The identity system carries the configuration it arrived at through the reorganization that grief required. Some of what was built around the lost element is gone. Some of it is intact in new form. The narrative of who the person is now includes this loss and its integration, which means the identity system has a record of having moved through structural disruption. For some people this record becomes a resource: a form of demonstrated resilience that is available for reference in future instability. For others it becomes a point of chronic vulnerability, a site in the architecture where the load-bearing capacity was never fully restored.

At the level of meaning, the residue depends heavily on what the grief required of the meaning system. If the meaning system was adequate to the loss, it emerges with its framework intact and some revision of its content. If the meaning system had to be substantially rebuilt during grief, the person carries a rebuilt framework that may be more expansive and structurally sound than what preceded it, or more fragile, depending on the quality of the rebuilding.

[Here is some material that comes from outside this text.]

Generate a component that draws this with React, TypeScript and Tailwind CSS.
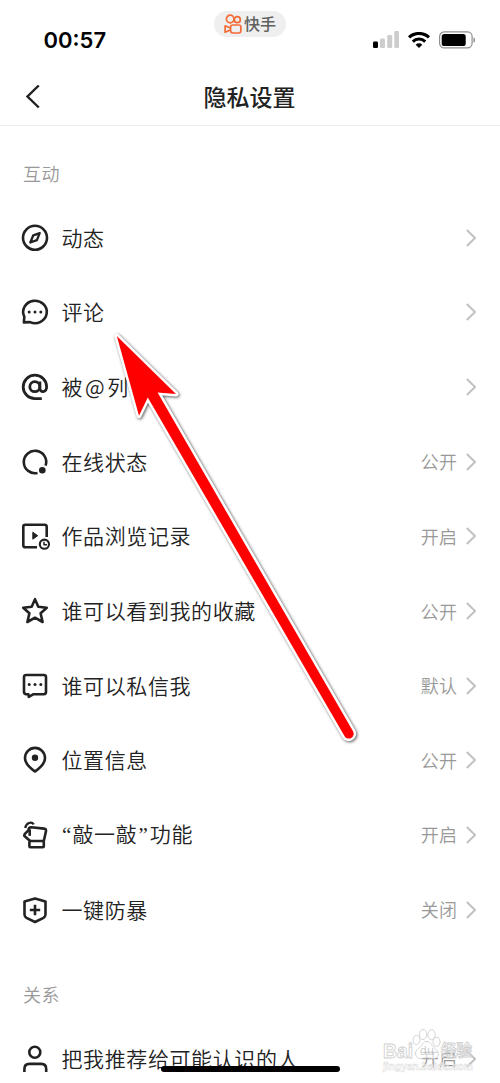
import type { ReactNode } from "react";

interface RowProps {
  icon: ReactNode;
  label: ReactNode;
  value?: string;
}

const Icon = ({ children }: { children: ReactNode }) => (
  <svg
    viewBox="0 0 28 28"
    className="size-7 shrink-0 overflow-visible"
    fill="none"
    stroke="#222"
    strokeWidth="2.6"
    strokeLinejoin="round"
  >
    {children}
  </svg>
);

const Dots = ({ y }: { y: number }) => (
  <g fill="#222" stroke="none">
    <circle cx="8.2" cy={y} r="1.5" />
    <circle cx="14" cy={y} r="1.5" />
    <circle cx="19.8" cy={y} r="1.5" />
  </g>
);

const icons = {
  compass: (
    <Icon>
      <circle cx="14" cy="13.8" r="12" />
      <path d="M18.7 9.1 12.3 11.3 9.3 18.5 15.9 16.1Z" strokeWidth="2.3" />
    </Icon>
  ),
  comment: (
    <Icon>
      <path d="M2.9 24.4 3.3 18.7A11.8 11.2 0 1 1 9 24.1Z" />
      <Dots y={13.9} />
    </Icon>
  ),
  at: (
    <Icon>
      <circle cx="13.8" cy="13.7" r="5" strokeWidth="2.8" />
      <path d="M18.9 8.4V15.2C18.9 20 25.6 19.8 25.6 13.8A11.7 11.7 0 1 0 14 25.6H20.8" strokeWidth="2.8" />
    </Icon>
  ),
  online: (
    <Icon>
      <path d="M16.5 24.9A11.2 11.2 0 1 1 24.6 17.6" />
      <circle cx="21.3" cy="22.3" r="3.3" fill="#222" stroke="none" />
    </Icon>
  ),
  history: (
    <Icon>
      <path d="M16 25.2H4.4Q2.3 25.2 2.3 23.2V4.6Q2.3 2.7 4.4 2.7H23.5Q25.7 2.7 25.7 4.8V15" />
      <path d="M11.8 10.2 16.7 13.7 11.8 17.2Z" fill="#222" strokeWidth="1" />
      <circle cx="23.4" cy="22.2" r="4.6" strokeWidth="2.1" />
      <path d="M23 19.8V22.7H26" strokeWidth="1.5" />
    </Icon>
  ),
  star: (
    <Icon>
      <path d="M14 2.2 17.3 9.8 25.8 10.7 19.6 16.3 21.6 25 14 20.7 6.4 25 8.4 16.3 2.2 10.7 10.7 9.8Z" />
    </Icon>
  ),
  message: (
    <Icon>
      <path d="M5.2 3H22.8Q25 3 25 5.1V20.1Q25 22.2 22.8 22.2H12.6L7.8 24.8 7.4 22.2H5.2Q3 22.2 3 20.1V5.1Q3 3 5.2 3Z" />
      <Dots y={12.6} />
    </Icon>
  ),
  pin: (
    <Icon>
      <path d="M14 25.5C10.5 23 4 18.5 4 12.2A10 10.3 0 0 1 24 12.2C24 18.5 17.5 23 14 25.5Z" />
      <circle cx="14" cy="11.8" r="3.2" fill="#222" stroke="none" />
    </Icon>
  ),
  knock: (
    <Icon>
      <path d="M9.2 20 4 15.6Q2.8 14.4 3.6 13.2L7.4 9.4Q7.6 6.2 10.2 6.2L23 7.6Q25.3 8 25 10L22.8 20" />
      <path d="M8.7 8.4V14.8" />
      <path d="M4.2 7C5.2 1.6 10.4.2 12.8 3.4" strokeWidth="2.3" />
      <rect x="8.4" y="20" width="14.4" height="6.3" rx="1" />
    </Icon>
  ),
  shield: (
    <Icon>
      <path d="M14 2.6 24.5 5.4V18.6Q24.5 20.6 22.5 21.8L14 26 5.5 21.8Q3.5 20.6 3.5 18.6V5.4Z" />
      <path d="M14 8.8V19.2M8.8 14H19.2" />
    </Icon>
  ),
  person: (
    <Icon>
      <circle cx="13.8" cy="7.2" r="5.5" />
      <path d="M3.4 27.5V24Q3.4 18.9 8.4 18.9H20.2Q25.2 18.9 25.2 24V27.5" />
    </Icon>
  ),
};

const interactions: RowProps[] = [
  { icon: icons.compass, label: "动态" },
  { icon: icons.comment, label: "评论" },
  { icon: icons.at, label: <>被<span className="ml-[2px] mr-[2px]">@</span>列表</> },
  { icon: icons.online, label: "在线状态", value: "公开" },
  { icon: icons.history, label: "作品浏览记录", value: "开启" },
  { icon: icons.star, label: "谁可以看到我的收藏", value: "公开" },
  { icon: icons.message, label: "谁可以私信我", value: "默认" },
  { icon: icons.pin, label: "位置信息", value: "公开" },
  {
    icon: icons.knock,
    label: (
      <>
        <span className="inline-block w-[11px] text-center font-['Liberation_Serif'] leading-none">“</span>敲一敲
        <span className="inline-block w-[12.5px] text-center font-['Liberation_Serif'] leading-none">”</span>功能
      </>
    ),
    value: "开启",
  },
  { icon: icons.shield, label: "一键防暴", value: "关闭" },
];

const SettingRow = ({ icon, label, value }: RowProps) => (
  <li className="flex h-[74.65px] items-center pl-[21px] pr-6">
    {icon}
    <span className="ml-[12.5px] pb-[1px] text-[21px] font-[350] leading-none tracking-[0.6px] text-[#222]">{label}</span>
    <span className="ml-auto pb-[1px] text-[18px] font-[350] leading-none tracking-[0.4px] text-[#999]">{value}</span>
    <svg viewBox="0 0 10 18" className="ml-[8.5px] h-[18px] w-[10px]" fill="none" stroke="#c2c2c2" strokeWidth="2">
      <path d="M.8 1 9 9 .8 17" />
    </svg>
  </li>
);

const SectionTitle = ({ children }: { children: ReactNode }) => (
  <h2 className="h-[74.5px] pl-[23px] pt-[31px] text-[18px] font-[350] leading-8 tracking-[0.4px] text-[#999]">{children}</h2>
);

const StatusBar = () => (
  <div className="grid h-[68px] grid-cols-3">
    <div className="pl-[43.5px] pt-[24px] font-['Inter'] text-[22px] font-semibold leading-8 text-black">00:57</div>
    <div className="mt-[11px] flex h-[26px] w-[72px] items-center justify-self-center rounded-full bg-[#efefef] pl-[10px]">
      <svg viewBox="0 0 18 20" className="h-5 w-[18px]" fill="none" stroke="#f26a35" strokeWidth="1.7" strokeLinejoin="round">
        <circle cx="6.2" cy="5" r="3.8" />
        <circle cx="13.3" cy="5.7" r="3" />
        <rect x="6.6" y="11" width="10.3" height="8" rx="2.2" />
        <path d="M6.4 14 1.1 11.8V18.2L6.4 16" />
      </svg>
      <span className="ml-[2px] pb-[2px] text-[16px] font-medium leading-none text-[#606060]">快手</span>
    </div>
    <div className="flex h-[79px] items-center justify-end pr-[25px]">
      <svg viewBox="0 0 26 17" className="h-[17px] w-[26px]" fill="#cdcdcd">
        <rect x="0" y="10.5" width="5" height="6.5" rx="1.3" fill="#000" />
        <rect x="7" y="7.4" width="5" height="9.6" rx="1.3" />
        <rect x="14.2" y="4" width="5" height="13" rx="1.3" />
        <rect x="21.3" y="0" width="4.7" height="17" rx="1.3" />
      </svg>
      <svg viewBox="0 0 22 16" className="ml-[9px] h-4 w-[22px]" fill="none" stroke="#000" strokeWidth="3">
        <path d="M1 5.4A14.5 14.5 0 0 1 21 5.4" />
        <path d="M4.8 9.6A9 9 0 0 1 17.2 9.6" />
        <path d="M11 16 7.7 12.7A4.7 4.7 0 0 1 14.3 12.7Z" fill="#000" stroke="none" />
      </svg>
      <svg viewBox="0 0 36 18" className="ml-[9px] h-[18px] w-[36px]">
        <rect x=".6" y=".9" width="32.5" height="16" rx="4.6" fill="#fff" stroke="#8e8e8e" strokeWidth="1.2" />
        <rect x="2.7" y="3" width="24" height="12" rx="2.6" />
        <path d="M34.5 6.3Q36.2 7.2 36.2 9T34.5 11.7Z" fill="#8e8e8e" />
      </svg>
    </div>
  </div>
);

const Pointer = () => (
  <svg viewBox="0 0 500 1083" className="pointer-events-none absolute left-0 top-0 h-[1083px] w-[500px]">
    <g className="[filter:drop-shadow(1px_1px_1.5px_rgba(0,0,0,0.65))]">
      <path
        d="M116.8 336 176 394 157.6 392.6 353 731.3A4.8 4.8 0 0 1 344.6 736.2L147.8 397.5 139 415.7Z"
        fill="#fff"
        stroke="#fff"
        strokeWidth="5"
        strokeLinejoin="round"
      />
    </g>
    <path
      d="M116.8 336 176 394 157.6 392.6 353 731.3A4.8 4.8 0 0 1 344.6 736.2L147.8 397.5 139 415.7Z"
      fill="#f00"
    />
  </svg>
);

const Watermark = () => (
  <svg
    viewBox="0 0 96 50"
    className="pointer-events-none absolute left-[380px] top-[1024px] h-[50px] w-[96px]"
    fill="#fff"
    fillOpacity=".6"
    stroke="#cfcfcf"
    strokeWidth=".9"
  >
    <ellipse cx="36.5" cy="16" rx="3.5" ry="4.7" />
    <ellipse cx="43" cy="10.5" rx="3.7" ry="5" />
    <ellipse cx="51.5" cy="10.7" rx="3.7" ry="5" />
    <ellipse cx="56.5" cy="17.8" rx="3.5" ry="4.5" />
    <path d="M47 17.5C43 17.5 42.5 21 39.5 23.5 35.5 26.8 34.5 29 36.5 32.5 39 36 43 33.8 47 33.8S54.5 36 57.3 32.8C59.5 29.5 57.5 26.5 54.3 23.8 51 21 50.5 17.5 47 17.5Z" />
    <g fontFamily="Liberation Sans, Noto Sans CJK SC, sans-serif" fontWeight="bold">
      <text x="3" y="33.5" fontSize="21" textLength="30" lengthAdjust="spacingAndGlyphs">Bai</text>
      <text x="40" y="30.5" fontSize="12" fontWeight="normal" fill="#aaa" stroke="none" textLength="14">du</text>
      <text x="61" y="32" fontSize="15.5">经验</text>
      <text x="3" y="45.5" fontSize="11" fill="#fff" stroke="#d9d9d9" strokeWidth=".5" textLength="90" lengthAdjust="spacingAndGlyphs">jingyan.baidu.com</text>
    </g>
  </svg>
);

const App = () => (
  <div lang="zh-CN" className="relative h-[1083px] w-[500px] overflow-hidden bg-white font-['Noto_Sans_CJK_SC',sans-serif]">
    <div className="h-[1071.5px] overflow-hidden">
      <header className="h-[126px] border-b border-[#ececec]">
        <StatusBar />
        <div className="grid h-[57px] grid-cols-[60px_1fr_60px] items-center">
          <svg viewBox="0 0 14 24" className="ml-[26px] h-6 w-[14px]" fill="none" stroke="#222" strokeWidth="2.4">
            <path d="M12.8 .5 1.5 11.5 12.8 22.5" />
          </svg>
          <h1 className="pb-[1px] pr-[1px] text-center text-[23px] font-medium leading-none text-[#222]">隐私设置</h1>
        </div>
      </header>
      <SectionTitle>互动</SectionTitle>
      <ul>
        {interactions.map((row, i) => (
          <SettingRow key={i} {...row} />
        ))}
      </ul>
      <SectionTitle>关系</SectionTitle>
      <ul>
        <SettingRow icon={icons.person} label="把我推荐给可能认识的人" value="开启" />
      </ul>
    </div>
    <div className="absolute left-[161px] top-[1066px] h-[6px] w-[179px] rounded-full bg-black" />
    <Watermark />
    <Pointer />
  </div>
);

export default App;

Grief is not a problem to be solved or a condition to be cured. It is an architectural event that the human system must process and from which it must reorganize. The quality of that reorganization, and the conditions under which it occurs, determine much of what a person carries forward. The residue of grief is not simply the memory of what was lost. It is the entire reconfigured architecture of a self that has moved through loss and must now operate in the world that loss created.